В одном из моих школьных учебников была картина, которая наводила на мысли о Ведадо. Она написана в VIII веке, на ней изображен Римский Форум. Это иллюстрация важного аспекта империализма.
Крестьяне пасут овец между колоннами, оставшимися от римских храмов. В бывшем центре падшей империи видны грядки салата или капусты. Картинка должна была служить подтверждением преходящей природы империализма, но мне всегда казалось, что она напоминает Ведадо. Даже добрые силы могут разрушить прекрасное. А упадок может быть по-своему горько-сладко-поэтичным.
В этом районе я вырос и возмужал. Здесь удивительным образом сочетались красота и разруха. С каждым годом красота понемногу блекла, а разруха плющом карабкалась по стенам домов.
Это были необычные годы, полные странных парадоксов. Образование и медицинская помощь были бесплатными, но в то же время в Гаване никогда не было так много santeros[22], никогда столько куриной крови не текло по порогам домов. Пришельцы с востока и юга привезли с собой свои странные обычаи и верования. Казалось, не существовало противоречия между жизнью, озаренной ярким светом революции, и поклонением древним африканским божествам. Новая Куба давала образование огромному количеству врачей, но испытывала нехватку лекарств, поэтому целители-колдуны имели полную свободу действий.
Также казалось странным, что людям как-то удавалось становиться преступниками, хотя воровать было нечего. Когда мне было лет четырнадцать-пятнадцать, многие мои школьные товарищи начали сбиваться с пути. Поначалу, понятное дело, это были хулиганские выходки, в которых я и сам нередко участвовал. Мы воровали фрукты, кокосовую массу и сахарный тростник, бросали сахар в бензобаки автомобилей, таскали боеприпасы и устраивали маленькие взрывы… как все мальчишки. Но когда игры стали более серьезными, когда мои приятели стали брать чужие машины, чтобы на них покататься, воровать крепкий алкоголь и устраивать пирушки, пробовать марихуану и кокаин, — я не участвовал. Конечно, я трусил, но, с другой стороны, как выяснилось, поступал умно: некоторые мои товарищи оказались в страшных трудовых лагерях Военного отдела поддержки производства. Кое-кого из них мы никогда больше не видели.

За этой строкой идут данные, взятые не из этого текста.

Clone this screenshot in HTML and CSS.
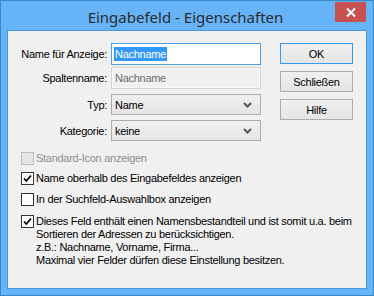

Возможно, я не пошел по их пути прежде всего потому, что мечтал стать писателем, и еще благодаря книгам. Я превратился в книжного червя. Если я не читал, то писал. А если не читал и не писал, то мысли мои все равно крутились вокруг книг, стихов и историй. Да, я был одинок. Порой так одинок, что даже мама, самый одинокий человек из известных мне, за меня волновалась. Но я не беспокоился: я описывал мир, расположенный далеко за пределами улиц Ведадо, мир, в котором сам я был правителем, всегда добивался своей героини и ничего не боялся.
Случается, я размышляю о том, какими были бы мои юношеские годы, если бы я рос в капиталистической стране. Думаю, такими же. У нас была карточная система, вечная мобилизация и беспрерывные перебои в электроснабжении, но все это было будничным. Быть молодым — это совсем другое.

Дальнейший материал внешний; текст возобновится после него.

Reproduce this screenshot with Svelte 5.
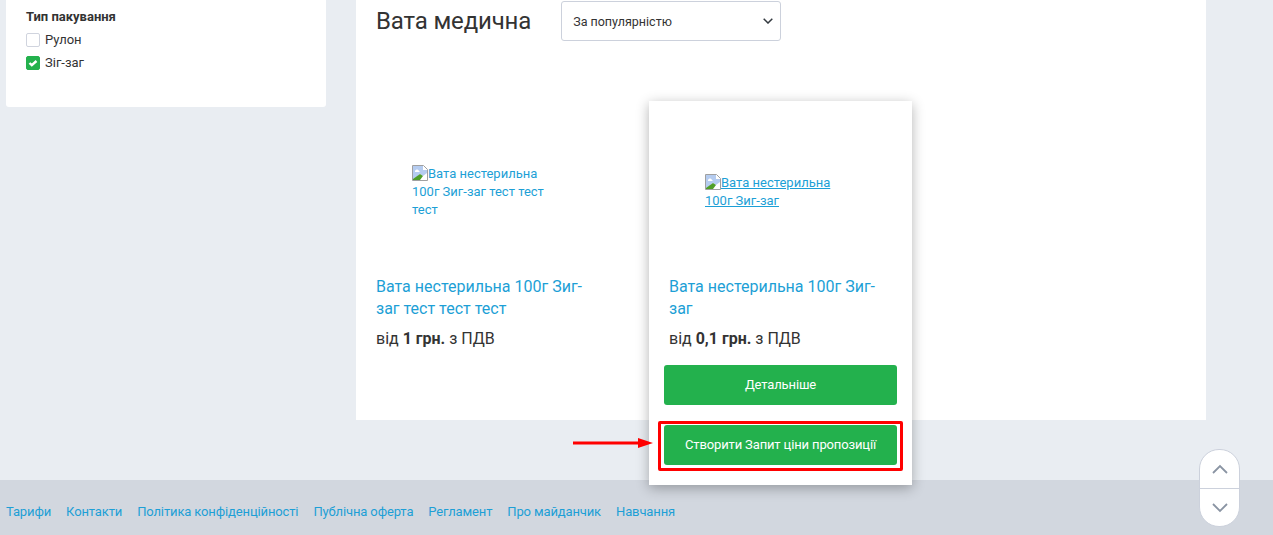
<script lang="ts">
	const links = ['Тарифи', 'Контакти', 'Політика конфіденційності', 'Публічна оферта', 'Регламент', 'Про майданчик', 'Навчання'];
	const products = [
		{ title: 'Вата нестерильна 100г Зиг-заг тест тест тест', price: '1', active: false },
		{ title: 'Вата нестерильна 100г Зиг-заг', price: '0,1', active: true }
	];
</script>

<div class="page">
	<div class="content">
		<aside class="sidebar">
			<div class="filter-title">Тип пакування</div>
			<label class="check">
				<span class="box"></span>
				Рулон
			</label>
			<label class="check">
				<span class="box checked">
					<svg width="10" height="8" viewBox="0 0 10 8" fill="none" stroke="#fff" stroke-width="2.4">
						<path d="M1.5 4l2.3 2.2L8.5 2" />
					</svg>
				</span>
				Зіг-заг
			</label>
		</aside>

		<main class="main">
			<div class="head">
				<h1>Вата медична</h1>
				<div class="select">
					За популярністю
					<svg width="10" height="6" viewBox="0 0 10 6" fill="none" stroke="#343a40" stroke-width="1.5">
						<path d="M.7.7L5 5l4.3-4.3" />
					</svg>
				</div>
			</div>

			<div class="grid">
				{#each products as p}
					<div class="card" class:active={p.active}>
						<div class="thumb">
							<a href="#top" class="alt">
								<svg class="broken" width="16" height="16" viewBox="0 0 16 16">
									<path d="M.5.5h11l4 4v11H.5z" fill="#fff" stroke="#a0a0a0" />
									<path d="M1 1h10v4h4v3l-4 3-3-2-7 6z" fill="#b5ccf0" />
									<path d="M3 6c1-2 3-2 4 0l1 1H3z" fill="#fff" />
									<path d="M1 15v-1l7-5 3 2-3 4z" fill="#4f9e28" />
								</svg>{p.title}
							</a>
						</div>
						<a href="#top" class="title">{p.title}</a>
						<div class="price">від <b>{p.price} грн.</b> з ПДВ</div>
						{#if p.active}
							<button class="btn">Детальніше</button>
							<div class="marked">
								<button class="btn">Створити Запит ціни пропозиції</button>
								<svg class="arrow" width="81" height="12" viewBox="0 0 81 12">
									<path d="M0 6h67" stroke="#f00" stroke-width="3" />
									<path d="M65 1l15 5-15 5z" fill="#f00" />
								</svg>
							</div>
						{/if}
					</div>
				{/each}
			</div>
		</main>
	</div>

	<footer class="footer">
		{#each links as link}
			<a href="#top">{link}</a>
		{/each}
	</footer>

	<div class="scroller">
		<button aria-label="Вгору">
			<svg width="16" height="10" viewBox="0 0 16 10" fill="none" stroke="#8a94a3" stroke-width="1.8">
				<path d="M1 9l7-7 7 7" />
			</svg>
		</button>
		<button aria-label="Вниз">
			<svg width="16" height="10" viewBox="0 0 16 10" fill="none" stroke="#8a94a3" stroke-width="1.8">
				<path d="M1 1l7 7 7-7" />
			</svg>
		</button>
	</div>
</div>

<style>
	:global(body) {
		margin: 0;
		background: #e9edf2;
		font-family: Roboto, 'Liberation Sans', sans-serif;
		color: #333;
	}

	.page {
		position: relative;
		height: 535px;
		overflow: hidden;
	}

	.content {
		display: flex;
		gap: 30px;
		height: 480px;
		padding-left: 6px;
	}

	.sidebar {
		box-sizing: border-box;
		width: 320px;
		height: 107px;
		padding: 9px 20px 0;
		background: #fff;
		border-radius: 0 0 3px 3px;
	}

	.filter-title {
		font-size: 13px;
		font-weight: 700;
		line-height: 16px;
		margin-bottom: 3px;
	}

	.check {
		display: flex;
		align-items: center;
		gap: 5px;
		height: 23px;
		font-size: 13px;
	}

	.box {
		box-sizing: border-box;
		display: flex;
		align-items: center;
		justify-content: center;
		width: 14px;
		height: 14px;
		border: 1px solid #d0d4de;
		border-radius: 2px;
		background: #fff;
	}

	.box.checked {
		background: #23b14d;
		border-color: #23b14d;
	}

	.main {
		box-sizing: border-box;
		width: 850px;
		height: 420px;
		padding: 0 20px;
		background: #fff;
	}

	.head {
		display: flex;
		align-items: center;
		gap: 30px;
		height: 42px;
	}

	h1 {
		margin: 0;
		font-size: 24px;
		font-weight: 400;
		line-height: 42px;
		letter-spacing: -0.15px;
	}

	.select {
		box-sizing: border-box;
		display: flex;
		align-items: center;
		justify-content: space-between;
		width: 220px;
		height: 40px;
		padding: 0 7px 0 11px;
		border: 1px solid #ccd1dc;
		border-radius: 3px;
		font-size: 12.5px;
	}

	.grid {
		display: grid;
		grid-template-columns: 263px 263px;
		align-items: start;
		gap: 30px;
		margin: 59px 0 0 -20px;
	}

	.card {
		box-sizing: border-box;
		padding: 20px;
		position: relative;
	}

	.card.active {
		height: 384px;
		background: #fff;
		box-shadow: 0 3px 12px rgba(0, 0, 0, 0.3);
	}

	.thumb {
		display: flex;
		align-items: center;
		height: 138px;
		padding: 2px 0 0 36px;
		margin-bottom: 15px;
	}

	.alt {
		display: block;
		width: 140px;
		font-size: 13px;
		line-height: 18px;
		color: #1d9fd6;
		text-decoration: none;
	}

	.active .alt {
		text-decoration: underline;
	}

	.broken {
		vertical-align: -3px;
	}

	.title {
		display: block;
		font-size: 16px;
		line-height: 22px;
		color: #1d9fd6;
		text-decoration: none;
	}

	.price {
		margin-top: 8px;
		font-size: 16px;
		line-height: 22px;
	}

	.btn {
		display: block;
		width: 233px;
		height: 40px;
		margin: 0 -5px;
		padding: 0 0 2px;
		border: 0;
		border-radius: 3px;
		background: #23b14d;
		color: #fff;
		font-family: inherit;
		font-size: 13px;
		font-weight: 400;
		letter-spacing: -0.13px;
	}

	.card > .btn {
		margin-top: 15px;
	}

	.marked {
		position: relative;
		margin-top: 20px;
	}

	.marked::before {
		content: '';
		position: absolute;
		top: -4px;
		left: -11px;
		width: 245px;
		height: 50px;
		box-sizing: border-box;
		border: 3px solid #f00;
		border-radius: 2px;
	}

	.marked .btn {
		position: relative;
	}

	.arrow {
		position: absolute;
		top: 12px;
		left: -96px;
	}

	.footer {
		display: flex;
		align-items: center;
		gap: 15px;
		height: 55px;
		padding: 7px 0 0 6px;
		box-sizing: border-box;
		background: #d2d7df;
	}

	.footer a {
		font-size: 13px;
		letter-spacing: -0.13px;
		color: #1d9fd6;
		text-decoration: none;
	}

	.scroller {
		position: absolute;
		left: 1199px;
		top: 449px;
		box-sizing: border-box;
		width: 41px;
		height: 78px;
		border: 1px solid #ccd1dc;
		border-radius: 20px;
		background: #fff;
		overflow: hidden;
	}

	.scroller button {
		display: flex;
		align-items: center;
		justify-content: center;
		width: 100%;
		height: 38px;
		padding: 0;
		border: 0;
		background: none;
	}

	.scroller button + button {
		border-top: 1px solid #ccd1dc;
	}
</style>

И наши улицы были самыми красивыми в мире. Этого у нас никто не мог отнять.
8
Ménage à trois[23]
По-прежнему стояла жара. Хуана попросила меня позировать — не для эскиза, как это бывало много раз, а для картины. Она натянула большой холст высотой в мой рост. Я часто скучал, позируя для нее, но не сегодня: было так приятно стоять обнаженным и ощущать слабое дуновение ветерка из окна: я мог с чистой совестью ничего не делать, не двигаться и даже не думать. Бытует мнение, что совершенно невозможно ни о чем не думать. Мой опыт говорит другое. У меня это прекрасно получается, хотя и не подолгу.
Хуана писала картину в одних трусиках и топике без рукавов оливкового цвета с пятнами краски. Она пребывала в хорошем настроении, щебетала и пела, время от времени приносила мне попить, снова щебетала и рассказывала, какой же я терпеливый и красивый.
— Мне придется спрятать эту картину, когда ее вернут из школы, иначе я никогда не смогу оставить тебя в покое.